The right has responded to Sharpton's new visibility with fresh bursts of outrage and contempt, seizing any chance to use the Reverend as a racial wedge. Last March, Florida Representative Joe Scarborough condemned Sharpton on the House floor, while the Republican National Committee assembled a "backgrounder" titled Al Sharpton: A Chronology of Hate. But depictions of Sharpton as a hatemonger--or a buffoon--obscure his true intention. Like his childhood hero, Adam Clayton Powell, Sharpton has always aspired to be a power broker, a big shot. Having accomplished that, his objective now is to succeed Jesse Jackson as the leader of what he calls the "nonviolent, progressive, social justice movement" in America. It's a lofty vision but also a logical one, given his colossal ambition and Jackson's recent travails.

Indeed, the Al Sharpton of 2001 closely resembles the tireless Jesse Jackson of the 1970s and 1980s: Sharpton works fourteen to sixteen hours a day, seven days a week, straddling the worlds of diplomacy, business and activism. In November, after a meeting with P.J. Patterson, Prime Minister of Jamaica, he flew to Cuba, where he conferred with Fidel Castro about the US trade embargo. Last year, from a suite on the forty-second floor of the Empire State Building, he launched a campaign to defend black-owned media companies against "corporate racism." Finally, it was Sharpton--not Jackson, bogged down by his personal and political crisis--who appeared in Washington on January 20 to vigorously protest the "selection" of George W. Bush. "He's where Jesse was twenty years ago," says longtime activist Ron Daniels of the Center for Constitutional Rights. "He's the heir apparent."

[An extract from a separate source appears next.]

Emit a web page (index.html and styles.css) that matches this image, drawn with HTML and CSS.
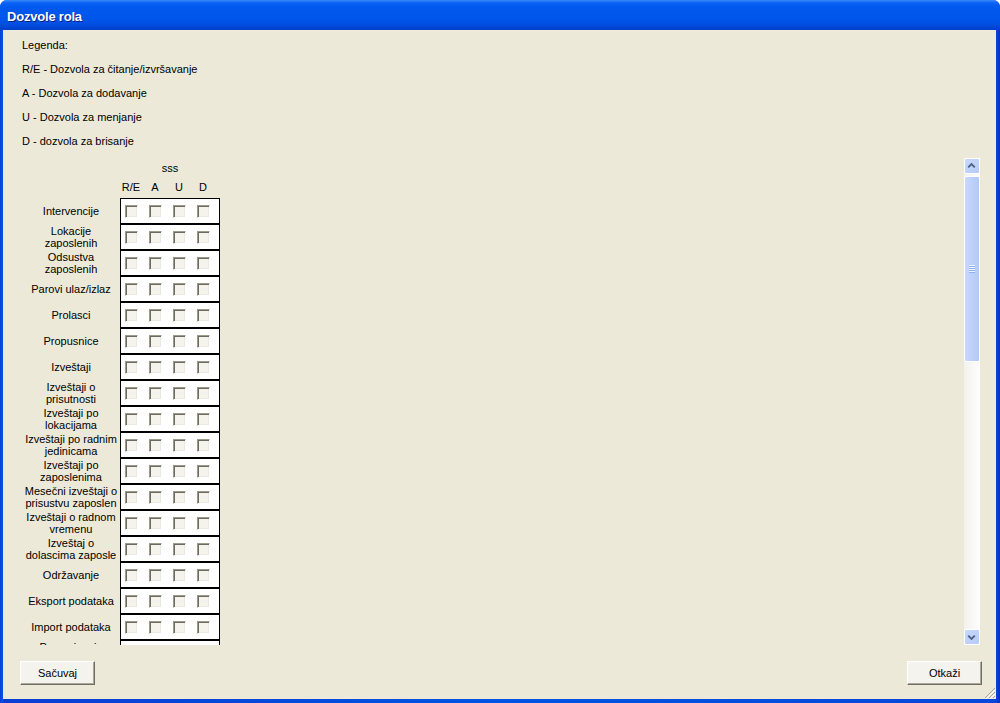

Al Sharpton has always seen himself as destined for greatness. Born in 1954, he started preaching at the age of 4, and by age 10 was touring with Mahalia Jackson as the "Wonderboy" preacher. His earliest years were spent in Hollis, Queens. His father owned a few buildings; the son refers to him now as "a slumlord." In 1964 Sharpton preached in front of 10,000 people at the World's Fair in New York. But, at the same time, his family was disintegrating. Alfred Sharpton Sr. had begun an affair with his wife's daughter from a previous marriage. A child was born, and the father abandoned the family. There was no money to pay the bills, so for six months Sharpton and his mother lived in the house without light or gas. It was the beginning of a downward spiral that would take them from middle-class tranquillity in Queens to the public housing projects of Brooklyn.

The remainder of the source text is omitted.